API data from 2009 underscores alarming trend in propane sales

April 11, 2011 By    

Domestic propane sales for residential, commercial, engine, farm and industrial uses fell another 3.5 percent to 9.6 billion gallons in 2009, according to the most recent report from the American Petroleum Institute (API).

That 345 million-gallon drop from 2008 concludes a decade that lost 2.5 billion gallons in sales since 2000. And, as we reported in the first of three stories examining the alarming trend in our March issue, preliminary data indicates a loss of another 300 million gallons in 2010.

The annual API report shows that 30 states had a drop in gallons from the preceding year. Six of the states ranked in the top 10 in total retail sales for 2009 were down, including top-ranked California. Sales in Texas fell for the fourth straight year, while Iowa had its third consecutive increase.

Here is how they finished:

1. California (559.1 million gallons, down 11.7% from 2008)
2. North Carolina (509.1 million, down 7.5%)
3. Michigan (492.6 million, down 5.5%)
4. Iowa (486.4 million, up 4.9%)
5. Illinois (483.7 million, down 2.2%)
6. Minnesota (440.9 million, up 9.0%)
7. Texas (375.9 million, down 13.6%)
8. Ohio (372.9 million, up 11.3%)
9. Wisconsin (369.0 million, down 7.5%)
10. Pennsylvania (362.4 million, up 4.9%)

States with the fewest number of retail gallons sold in 2009 were Rhode Island (16.7 million), Alaska (17.1 million), Hawaii (34.1 million), Utah (46.3 million) and West Virginia (48.5 million). Sales in Alaska and Hawaii were up from 2008.

The API report also ranks the states with the largest volume of propane sales in the residential, commercial and agricultural sectors. They were:

Residential Sector (Propane sold for use in households primarily for use in space heating, water heating and cooking. Also includes sales for RVs):
1. Michigan (398.9 million)
2. California (275.2 million)
3. Wisconsin (266.9 million)
4. Illinois (263.1 million)
5. North Carolina (241.1 million)

Commercial Sector (Propane sold for use in commercial establishments such as motels, churches, restaurants, retail stores and laundries primarily for use in space heating, water heating and cooking for commercial purposes):
1. California (86.6 million)
2. Florida (86.5 million)
3. North Carolina (81.9 million)
4. Pennsylvania (74.2 million)
5. Texas (74.1 million)

Agricultural Sector (Propane used in the production, harvesting and processing of agricultural products. Uses include heating buildings, controlling pests, powering agricultural equipment and drying or conditioning crops. Farm residential use is included in residential category.)
1. Iowa (190.5 million)
2. Minnesota (160.3 million)
3. Illinois (108.7 million)
4. North Carolina (83.4 million)
5. Indiana (67.4 million)

The API report comes at the same time the Energy Information Administration bumped its 2011 crude price forecast by $9 to $102 for the yearly average. The turmoil in Libya means no foreseeable letup in crude price premiums at the quarter pole of 2011. That, obviously, doesn’t bode well for propane prices down the road.

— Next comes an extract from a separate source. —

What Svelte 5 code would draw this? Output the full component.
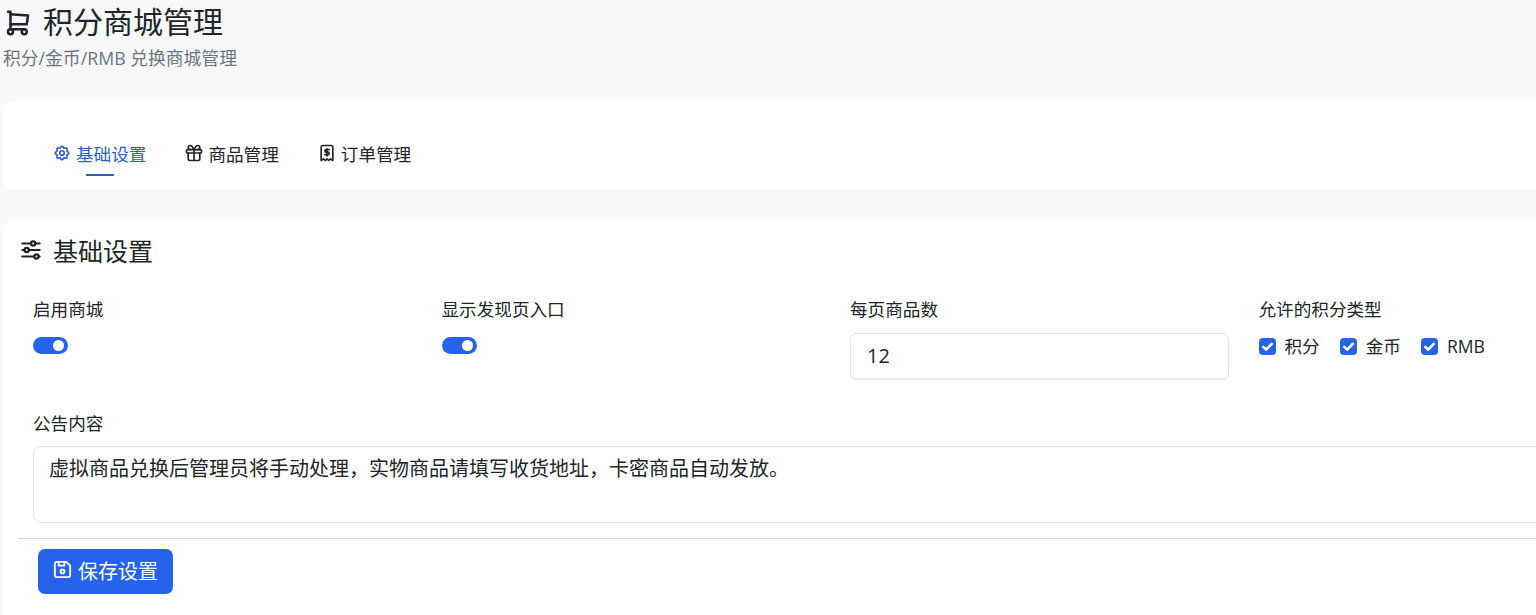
<script>
  const cols = [
    { label: '启用商城', kind: 'switch' },
    { label: '显示发现页入口', kind: 'switch' },
    { label: '每页商品数', kind: 'number' },
    { label: '允许的积分类型', kind: 'checks' }
  ];
  const checks = ['积分', '金币', 'RMB'];
</script>

<div class="page">
  <header class="head">
    <h1>
      <svg class="cart" viewBox="0 0 24 24" fill="none" stroke="currentColor" stroke-width="2" stroke-linecap="round" stroke-linejoin="round"><circle cx="6" cy="19" r="2"/><circle cx="17" cy="19" r="2"/><path d="M17 17H6V3H4"/><path d="M6 5l14 1-1 7H6"/></svg>
      积分商城管理
    </h1>
    <p>积分/金币/RMB 兑换商城管理</p>
  </header>

  <nav class="card tabs">
    <a class="tab active" href="#a">
      <svg class="gear" viewBox="0 0 24 24" fill="none" stroke="currentColor" stroke-width="2.2" stroke-linecap="round" stroke-linejoin="round"><path d="M10.3 4.3c.4-1.8 3-1.8 3.4 0a1.7 1.7 0 0 0 2.6 1.1c1.5-.9 3.3.8 2.4 2.4a1.7 1.7 0 0 0 1 2.5c1.8.4 1.8 3 0 3.4a1.7 1.7 0 0 0-1 2.6c.9 1.5-.9 3.3-2.4 2.4a1.7 1.7 0 0 0-2.6 1c-.4 1.8-3 1.8-3.4 0a1.7 1.7 0 0 0-2.6-1c-1.5.9-3.3-.9-2.4-2.4a1.7 1.7 0 0 0-1-2.6c-1.8-.4-1.8-3 0-3.4a1.7 1.7 0 0 0 1-2.5c-.9-1.6.9-3.3 2.4-2.4 1 .6 2.3.1 2.6-1.1z"/><circle cx="12" cy="12" r="3"/></svg>
      基础设置
    </a>
    <a class="tab" href="#b">
      <svg viewBox="0 0 24 24" fill="none" stroke="currentColor" stroke-width="2" stroke-linecap="round" stroke-linejoin="round"><rect x="3" y="8" width="18" height="4" rx="1"/><path d="M12 8v13"/><path d="M19 12v7a2 2 0 0 1-2 2H7a2 2 0 0 1-2-2v-7"/><path d="M7.5 8a2.5 2.5 0 0 1 0-5C10 3 12 8 12 8s2-5 4.5-5a2.5 2.5 0 0 1 0 5"/></svg>
      商品管理
    </a>
    <a class="tab" href="#c">
      <svg viewBox="0 0 24 24" fill="none" stroke="currentColor" stroke-width="2" stroke-linecap="round" stroke-linejoin="round"><path d="M5 21V5a2 2 0 0 1 2-2h10a2 2 0 0 1 2 2v16l-3-2-2 2-2-2-2 2-2-2-3 2"/><path d="M14.5 8H11a1.5 1.5 0 0 0 0 3h2a1.5 1.5 0 0 1 0 3H9.5"/><path d="M12 15.5V7"/></svg>
      订单管理
    </a>
  </nav>

  <section class="card panel">
    <h2>
      <svg viewBox="0 0 24 24" fill="none" stroke="currentColor" stroke-width="2" stroke-linecap="round" stroke-linejoin="round"><circle cx="14" cy="6" r="2"/><path d="M4 6h8M16 6h4"/><circle cx="8" cy="12" r="2"/><path d="M4 12h2M10 12h10"/><circle cx="17" cy="18" r="2"/><path d="M4 18h11M19 18h1"/></svg>
      基础设置
    </h2>

    <div class="grid">
      {#each cols as c}
        <div class="col">
          <div class="label">{c.label}</div>
          {#if c.kind === 'switch'}
            <span class="switch"><span class="knob"></span></span>
          {:else if c.kind === 'number'}
            <input class="field" type="text" value="12" />
          {:else}
            <div class="checks">
              {#each checks as name}
                <span class="check">
                  <span class="box">
                    <svg viewBox="0 0 16 16" fill="none" stroke="#fff" stroke-width="2.4" stroke-linecap="round" stroke-linejoin="round"><path d="M4 8.3l2.8 2.7L12 5.5"/></svg>
                  </span>
                  {name}
                </span>
              {/each}
            </div>
          {/if}
        </div>
      {/each}
    </div>

    <div class="notice">
      <div class="label">公告内容</div>
      <div class="area">虚拟商品兑换后管理员将手动处理，实物商品请填写收货地址，卡密商品自动发放。</div>
    </div>

    <hr />

    <button class="save">
      <svg viewBox="0 0 24 24" fill="none" stroke="currentColor" stroke-width="1.9" stroke-linecap="round" stroke-linejoin="round"><path d="M6 4h10l4 4v10a2 2 0 0 1-2 2H6a2 2 0 0 1-2-2V6a2 2 0 0 1 2-2"/><circle cx="12" cy="14" r="2"/><path d="M14 4v4H8V4"/></svg>
      <span>保存设置</span>
    </button>
  </section>
</div>

<style>
  :global(body) {
    margin: 0;
    background: #f7f8fa;
    overflow: hidden;
  }
  .page {
    width: 1700px;
    height: 615px;
    overflow: hidden;
    box-sizing: border-box;
    padding: 0 0 0 3px;
    font-family: "Open Sans", "Noto Sans CJK SC", sans-serif;
    color: #212529;
  }
  .head { height: 101px; }
  h1 {
    margin: 0;
    display: flex;
    align-items: center;
    gap: 10px;
    height: 44px;
    font-size: 30px;
    font-weight: 400;
    line-height: 44px;
  }
  .cart { width: 30px; height: 30px; margin-top: 2px; }
  .head p {
    margin: 2px 0 0;
    font-size: 17.8px;
    line-height: 24px;
    color: #6c757d;
  }
  .card {
    background: #fff;
    border-radius: 10px;
  }
  .tabs {
    height: 89px;
    display: flex;
    box-sizing: border-box;
    padding: 34px 0 0 35px;
    gap: 8px;
  }
  .tab {
    position: relative;
    display: flex;
    align-items: center;
    gap: 6px;
    height: 36px;
    padding: 0 16px;
    font-size: 17.6px;
    color: #212529;
    text-decoration: none;
  }
  .tab svg { width: 20px; height: 20px; margin: 0 -2px; }
  .tab svg.gear { width: 18px; height: 18px; margin: 0 -1px; }
  .tab.active { color: #2b5fc1; }
  .tab.active::after {
    content: "";
    position: absolute;
    left: 48px;
    top: 39px;
    width: 28px;
    height: 2px;
    background: #2b5fc1;
  }
  .panel {
    margin-top: 30px;
    height: 420px;
    padding: 12px 0 0 15px;
  }
  h2 {
    margin: 0;
    display: flex;
    align-items: center;
    gap: 9px;
    height: 36px;
    font-size: 25px;
    font-weight: 400;
  }
  h2 svg { width: 26px; height: 26px; }
  .grid {
    display: grid;
    grid-template-columns: repeat(4, 408.5px);
    margin: 27px 0 0 15px;
    height: 114px;
  }
  .col { display: flex; flex-direction: column; align-items: flex-start; }
  .label { font-size: 17.6px; line-height: 28px; }
  .switch {
    margin-top: 14px;
    width: 35px;
    height: 17px;
    border-radius: 9px;
    background: #2563eb;
    position: relative;
  }
  .knob {
    position: absolute;
    right: 4px;
    top: 3px;
    width: 11px;
    height: 11px;
    border-radius: 50%;
    background: #fff;
  }
  .field {
    margin-top: 10px;
    width: 379px;
    height: 47px;
    box-sizing: border-box;
    border: 1px solid #dee2e6;
    border-radius: 6px;
    padding: 0 16px 2px;
    font: inherit;
    font-size: 20px;
    color: #212529;
  }
  .checks { display: flex; gap: 20px; margin-top: 9px; }
  .check { display: flex; align-items: center; gap: 9px; font-size: 17.6px; line-height: 28px; }
  .box {
    width: 17px;
    height: 17px;
    border-radius: 4px;
    background: #2563eb;
    display: flex;
  }
  .box svg { width: 17px; height: 17px; }
  .notice { margin-left: 15px; }
  .area {
    margin-top: 9px;
    width: 1640px;
    height: 77px;
    box-sizing: border-box;
    border: 1px solid #dee2e6;
    border-radius: 8px;
    padding: 8px 15px;
    font-size: 20px;
    line-height: 28px;
    color: #212529;
  }
  hr {
    margin: 15px 0 10px;
    border: 0;
    border-top: 1px solid #d5d8dc;
  }
  .save {
    margin-left: 20px;
    width: 135px;
    height: 45px;
    border: 0;
    border-radius: 7px;
    background: #2563eb;
    color: #fff;
    font: inherit;
    font-size: 20px;
    display: flex;
    align-items: center;
    justify-content: center;
    gap: 6px;
    padding: 0 0 2px;
  }
  .save svg { width: 23px; height: 23px; margin: -3px -2px 0; }
</style>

Crude-driven propane price spikes will push consumers to renew efforts to conserve and choose cheaper energy alternatives.

Propane already is losing its traditional cost advantage over electricity. Since 2000, residential propane price increases have outpaced electricity, increasing on average by 91 percent. Electricity prices rose just 41 percent in that same period. It’s a major reason why propane marketers have lost more than 1.3 million heating customers to electricity in the last decade.

Even our satisfied residential customers are reducing propane use through conservation and more efficient furnaces, appliances and home construction. Analysts say average consumption per customer fell by more than 15 percent – costing about 800 million gallons in sales – in the last decade. Those patterns won’t change.

The reality is the entire energy marketplace is churning in complex, unchartered ways. And nobody has the answers as we push through a new decade of economic, political and competitive challenges.

The smart players will adapt and find ways to capitalize on emerging opportunities. Others will merely wring their hands and continue to operate as in the past – hoping that lost gallons will magically return. They will not.